## Direction
From the entries below, copy every line that holds the word "this".

## Information shown
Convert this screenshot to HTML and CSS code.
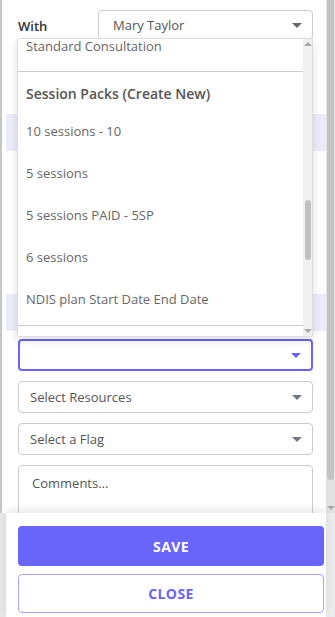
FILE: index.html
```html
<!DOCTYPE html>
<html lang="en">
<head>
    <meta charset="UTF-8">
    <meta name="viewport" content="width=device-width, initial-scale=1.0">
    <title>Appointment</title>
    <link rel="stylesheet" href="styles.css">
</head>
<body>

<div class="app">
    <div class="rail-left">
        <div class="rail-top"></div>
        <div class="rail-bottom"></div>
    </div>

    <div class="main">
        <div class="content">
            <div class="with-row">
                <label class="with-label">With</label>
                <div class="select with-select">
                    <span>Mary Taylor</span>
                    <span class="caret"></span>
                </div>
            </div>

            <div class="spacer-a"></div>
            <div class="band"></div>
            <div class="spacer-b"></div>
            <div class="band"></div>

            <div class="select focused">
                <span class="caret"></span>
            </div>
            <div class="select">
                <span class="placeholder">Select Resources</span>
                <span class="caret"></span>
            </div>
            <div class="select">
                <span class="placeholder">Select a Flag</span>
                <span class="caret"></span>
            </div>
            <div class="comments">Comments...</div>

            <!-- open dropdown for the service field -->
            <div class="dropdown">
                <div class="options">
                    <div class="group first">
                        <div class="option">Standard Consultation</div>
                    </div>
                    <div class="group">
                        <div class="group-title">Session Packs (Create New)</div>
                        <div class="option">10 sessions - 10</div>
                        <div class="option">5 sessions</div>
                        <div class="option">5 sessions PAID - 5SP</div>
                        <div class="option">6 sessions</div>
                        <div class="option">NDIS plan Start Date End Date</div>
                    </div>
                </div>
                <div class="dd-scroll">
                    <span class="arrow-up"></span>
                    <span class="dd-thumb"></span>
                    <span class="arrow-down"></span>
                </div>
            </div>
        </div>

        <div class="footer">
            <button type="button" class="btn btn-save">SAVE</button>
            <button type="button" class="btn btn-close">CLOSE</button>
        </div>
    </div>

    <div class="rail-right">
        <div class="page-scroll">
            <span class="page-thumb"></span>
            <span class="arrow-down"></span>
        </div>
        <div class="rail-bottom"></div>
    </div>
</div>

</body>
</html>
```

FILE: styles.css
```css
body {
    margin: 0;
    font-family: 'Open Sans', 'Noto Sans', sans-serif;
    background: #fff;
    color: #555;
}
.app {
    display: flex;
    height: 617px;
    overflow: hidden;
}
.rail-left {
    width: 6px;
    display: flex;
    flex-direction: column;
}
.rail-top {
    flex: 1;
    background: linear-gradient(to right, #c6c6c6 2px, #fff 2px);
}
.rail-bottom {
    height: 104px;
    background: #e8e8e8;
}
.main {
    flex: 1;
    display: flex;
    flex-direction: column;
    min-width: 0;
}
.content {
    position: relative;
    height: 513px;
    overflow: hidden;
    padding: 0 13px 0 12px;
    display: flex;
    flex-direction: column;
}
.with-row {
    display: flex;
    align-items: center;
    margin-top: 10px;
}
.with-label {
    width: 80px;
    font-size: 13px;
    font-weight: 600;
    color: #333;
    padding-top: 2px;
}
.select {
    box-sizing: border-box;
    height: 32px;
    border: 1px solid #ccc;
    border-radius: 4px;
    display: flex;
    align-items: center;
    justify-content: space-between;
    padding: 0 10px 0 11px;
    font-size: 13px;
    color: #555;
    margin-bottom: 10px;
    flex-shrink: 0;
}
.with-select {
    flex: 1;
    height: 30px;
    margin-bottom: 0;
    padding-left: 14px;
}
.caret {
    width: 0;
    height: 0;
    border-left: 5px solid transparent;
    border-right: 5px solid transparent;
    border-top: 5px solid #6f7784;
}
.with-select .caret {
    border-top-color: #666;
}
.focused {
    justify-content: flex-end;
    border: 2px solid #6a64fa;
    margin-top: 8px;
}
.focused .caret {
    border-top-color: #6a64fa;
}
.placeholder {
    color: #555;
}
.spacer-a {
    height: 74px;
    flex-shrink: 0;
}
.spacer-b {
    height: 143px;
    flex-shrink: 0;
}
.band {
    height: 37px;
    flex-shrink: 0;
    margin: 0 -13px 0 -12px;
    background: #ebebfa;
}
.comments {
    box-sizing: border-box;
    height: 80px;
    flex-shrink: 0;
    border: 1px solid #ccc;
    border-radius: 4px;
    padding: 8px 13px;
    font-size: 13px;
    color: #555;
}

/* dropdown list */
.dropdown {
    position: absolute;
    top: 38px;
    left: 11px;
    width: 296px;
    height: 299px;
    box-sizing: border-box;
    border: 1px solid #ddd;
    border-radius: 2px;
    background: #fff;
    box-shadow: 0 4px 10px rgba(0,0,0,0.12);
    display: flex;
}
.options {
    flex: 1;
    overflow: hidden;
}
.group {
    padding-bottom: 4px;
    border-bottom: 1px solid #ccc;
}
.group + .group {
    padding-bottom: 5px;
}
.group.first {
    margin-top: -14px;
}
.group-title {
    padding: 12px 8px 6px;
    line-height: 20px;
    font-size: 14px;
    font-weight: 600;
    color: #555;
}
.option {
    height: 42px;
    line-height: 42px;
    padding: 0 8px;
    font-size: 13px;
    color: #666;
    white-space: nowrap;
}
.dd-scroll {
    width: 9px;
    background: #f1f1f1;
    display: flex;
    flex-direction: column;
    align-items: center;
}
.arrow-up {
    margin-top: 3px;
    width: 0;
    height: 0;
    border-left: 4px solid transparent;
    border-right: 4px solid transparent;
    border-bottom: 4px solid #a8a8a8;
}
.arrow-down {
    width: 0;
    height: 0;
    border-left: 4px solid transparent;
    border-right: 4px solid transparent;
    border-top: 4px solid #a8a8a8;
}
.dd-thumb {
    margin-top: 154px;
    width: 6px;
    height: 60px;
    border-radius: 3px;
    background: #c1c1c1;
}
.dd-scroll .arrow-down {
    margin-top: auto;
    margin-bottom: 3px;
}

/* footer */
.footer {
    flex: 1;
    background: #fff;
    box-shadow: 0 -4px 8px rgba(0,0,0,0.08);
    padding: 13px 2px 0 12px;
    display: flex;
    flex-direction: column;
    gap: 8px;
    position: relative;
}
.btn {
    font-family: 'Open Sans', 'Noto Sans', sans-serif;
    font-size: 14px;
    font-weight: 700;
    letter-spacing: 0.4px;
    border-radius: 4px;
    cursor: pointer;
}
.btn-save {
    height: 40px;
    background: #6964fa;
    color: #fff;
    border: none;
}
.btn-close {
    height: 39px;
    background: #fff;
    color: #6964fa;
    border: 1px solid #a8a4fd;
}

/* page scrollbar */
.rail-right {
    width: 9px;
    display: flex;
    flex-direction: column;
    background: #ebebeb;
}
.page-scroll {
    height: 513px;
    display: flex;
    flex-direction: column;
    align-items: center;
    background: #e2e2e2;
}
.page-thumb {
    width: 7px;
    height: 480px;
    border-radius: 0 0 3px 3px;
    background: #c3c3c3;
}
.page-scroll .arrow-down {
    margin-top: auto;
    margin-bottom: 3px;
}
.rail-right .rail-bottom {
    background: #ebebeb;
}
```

...

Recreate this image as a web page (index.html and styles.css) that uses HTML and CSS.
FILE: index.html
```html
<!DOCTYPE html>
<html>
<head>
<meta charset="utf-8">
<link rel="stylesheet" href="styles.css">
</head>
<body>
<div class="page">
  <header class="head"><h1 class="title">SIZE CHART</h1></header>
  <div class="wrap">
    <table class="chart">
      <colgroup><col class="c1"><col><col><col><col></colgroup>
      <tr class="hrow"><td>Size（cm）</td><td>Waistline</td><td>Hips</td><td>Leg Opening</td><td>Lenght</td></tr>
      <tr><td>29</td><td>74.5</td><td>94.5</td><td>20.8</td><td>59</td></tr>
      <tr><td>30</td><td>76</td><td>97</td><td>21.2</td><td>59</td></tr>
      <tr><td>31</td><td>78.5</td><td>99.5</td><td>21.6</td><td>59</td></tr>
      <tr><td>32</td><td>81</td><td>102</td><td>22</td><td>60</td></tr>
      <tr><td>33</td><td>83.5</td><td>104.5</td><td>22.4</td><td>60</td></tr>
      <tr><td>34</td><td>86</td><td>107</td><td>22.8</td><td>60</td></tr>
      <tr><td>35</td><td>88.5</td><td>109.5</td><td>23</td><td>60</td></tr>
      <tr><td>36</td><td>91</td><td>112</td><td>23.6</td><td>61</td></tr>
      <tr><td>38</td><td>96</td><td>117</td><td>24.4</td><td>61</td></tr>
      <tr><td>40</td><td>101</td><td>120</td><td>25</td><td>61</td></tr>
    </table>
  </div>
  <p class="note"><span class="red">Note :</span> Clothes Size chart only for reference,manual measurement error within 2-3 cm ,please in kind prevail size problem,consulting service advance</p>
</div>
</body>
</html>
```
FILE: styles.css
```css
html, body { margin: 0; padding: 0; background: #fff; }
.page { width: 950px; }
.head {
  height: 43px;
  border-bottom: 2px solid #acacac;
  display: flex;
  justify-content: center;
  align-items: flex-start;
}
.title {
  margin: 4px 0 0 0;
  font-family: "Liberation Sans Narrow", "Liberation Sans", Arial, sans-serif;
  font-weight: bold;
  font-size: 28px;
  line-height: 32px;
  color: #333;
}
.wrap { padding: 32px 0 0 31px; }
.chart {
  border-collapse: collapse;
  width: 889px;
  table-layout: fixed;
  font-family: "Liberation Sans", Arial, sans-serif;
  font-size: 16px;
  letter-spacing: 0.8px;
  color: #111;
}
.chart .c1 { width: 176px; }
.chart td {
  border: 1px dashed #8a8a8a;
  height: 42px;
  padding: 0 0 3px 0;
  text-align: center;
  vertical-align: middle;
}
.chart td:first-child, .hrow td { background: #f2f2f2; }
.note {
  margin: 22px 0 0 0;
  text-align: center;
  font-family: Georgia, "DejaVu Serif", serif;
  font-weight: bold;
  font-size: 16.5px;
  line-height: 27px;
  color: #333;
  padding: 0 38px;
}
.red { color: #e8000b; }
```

==

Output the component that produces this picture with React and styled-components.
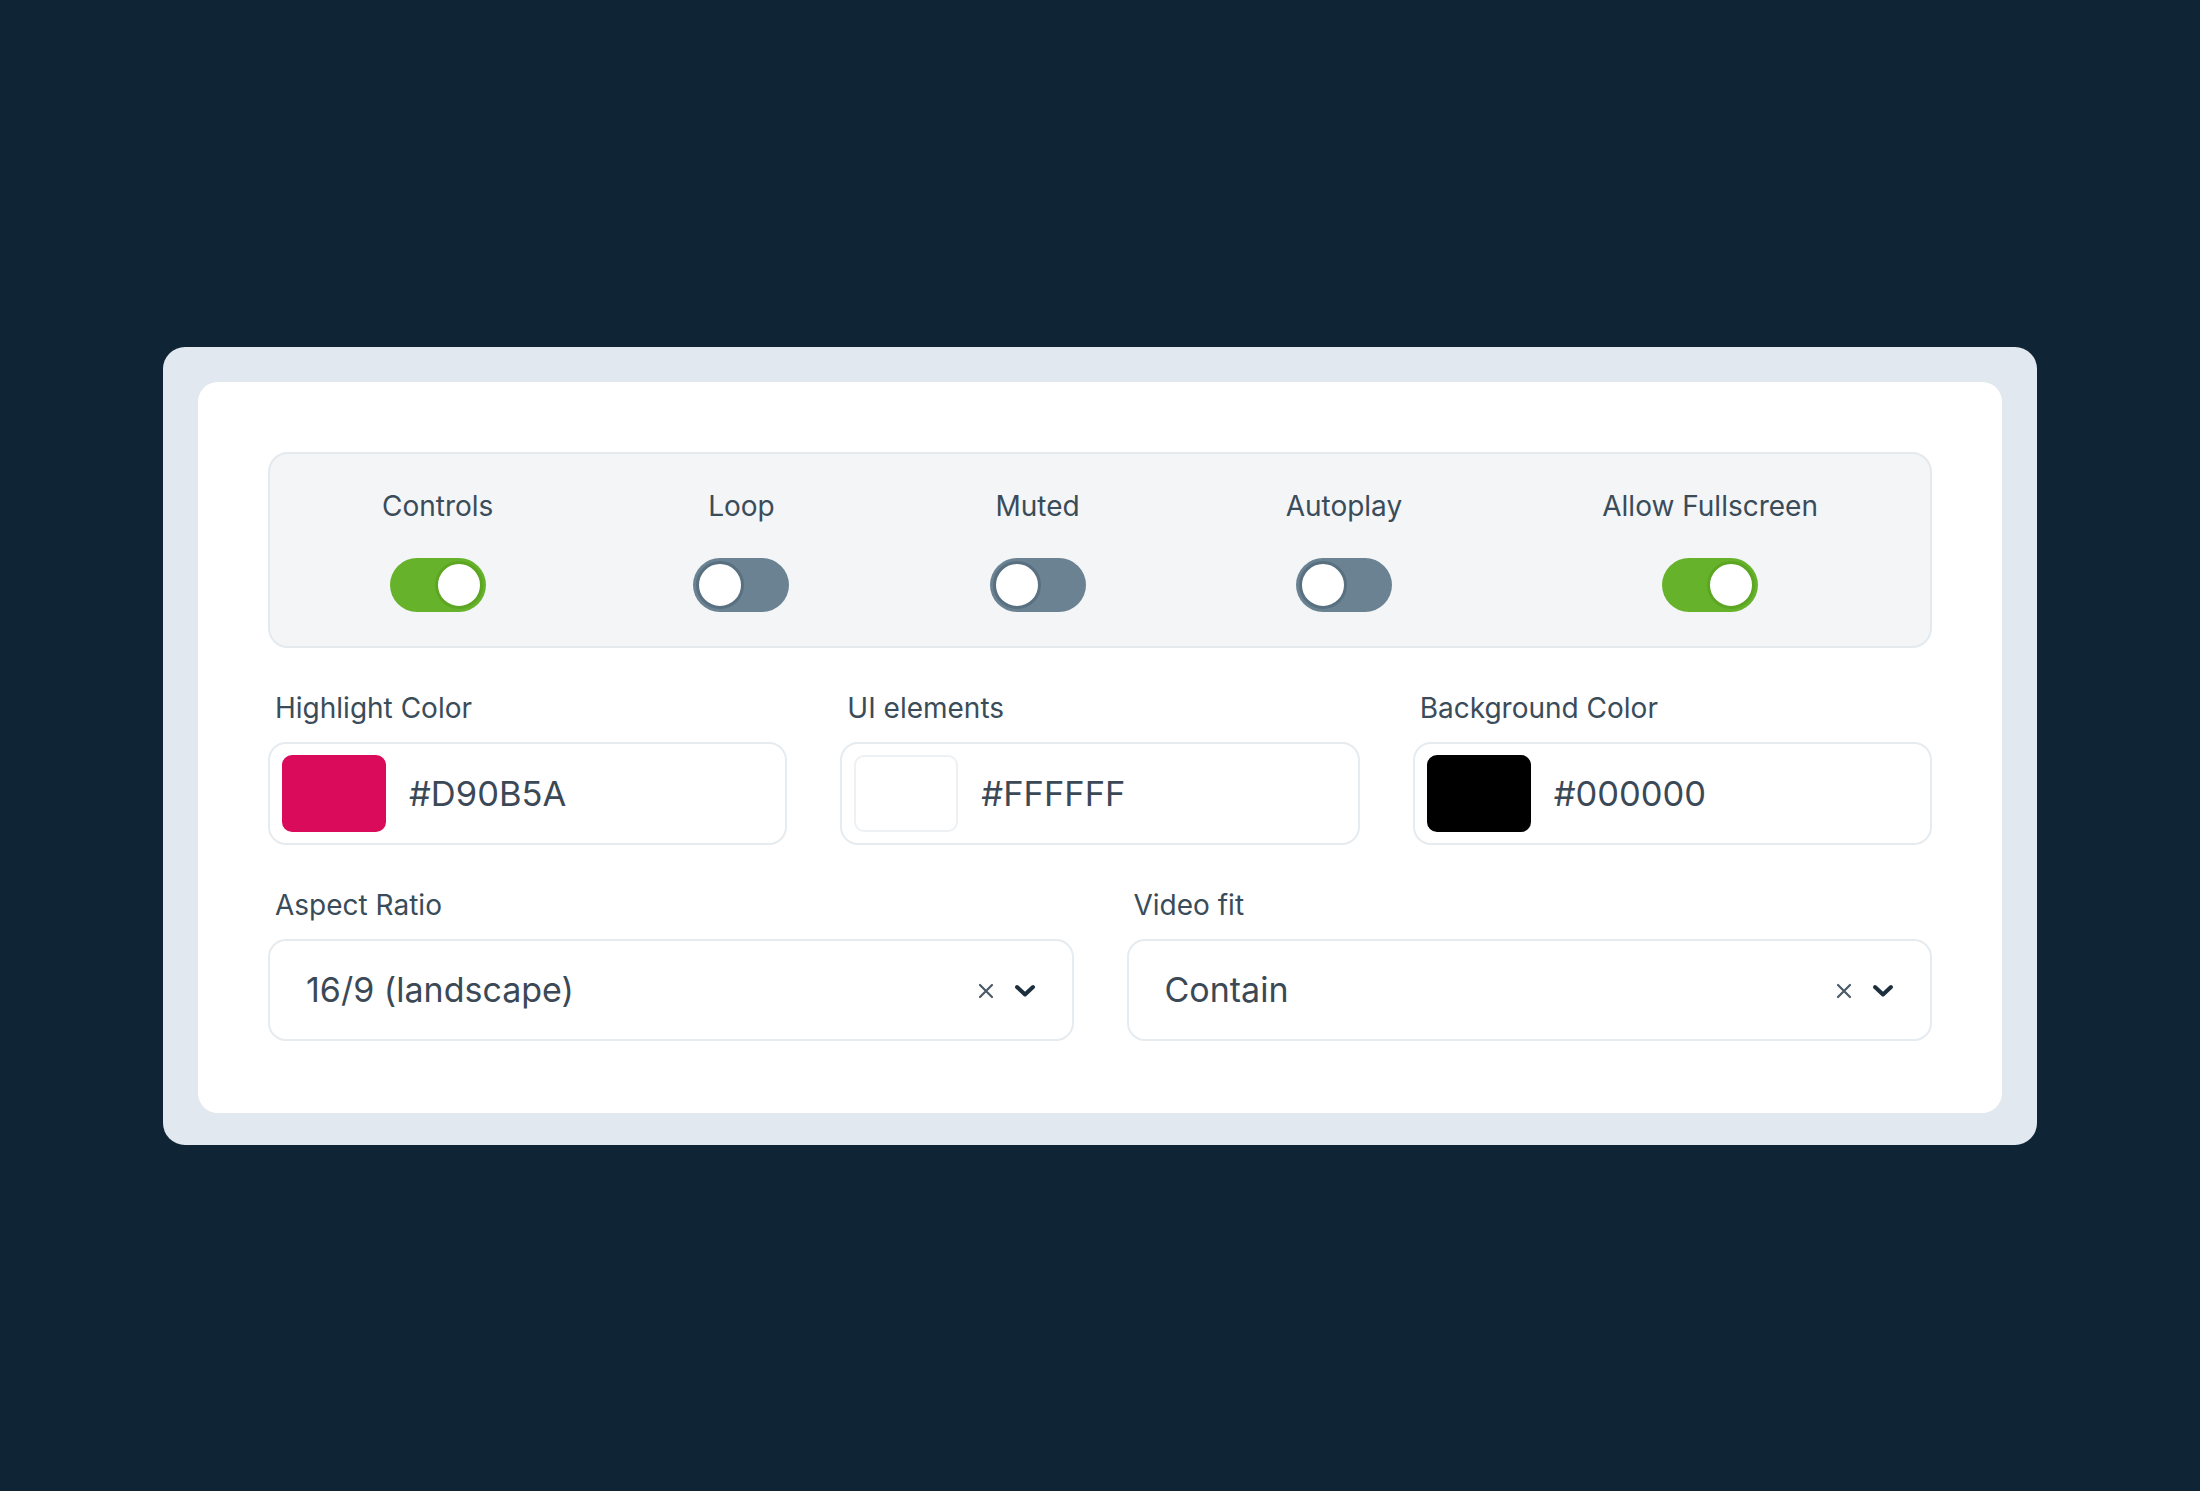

## Written solution
Convert this screenshot to HTML and CSS code.
Recreate this image as a web page (index.html and styles.css) that uses HTML and CSS.
Output the component that produces this picture with React and styled-components.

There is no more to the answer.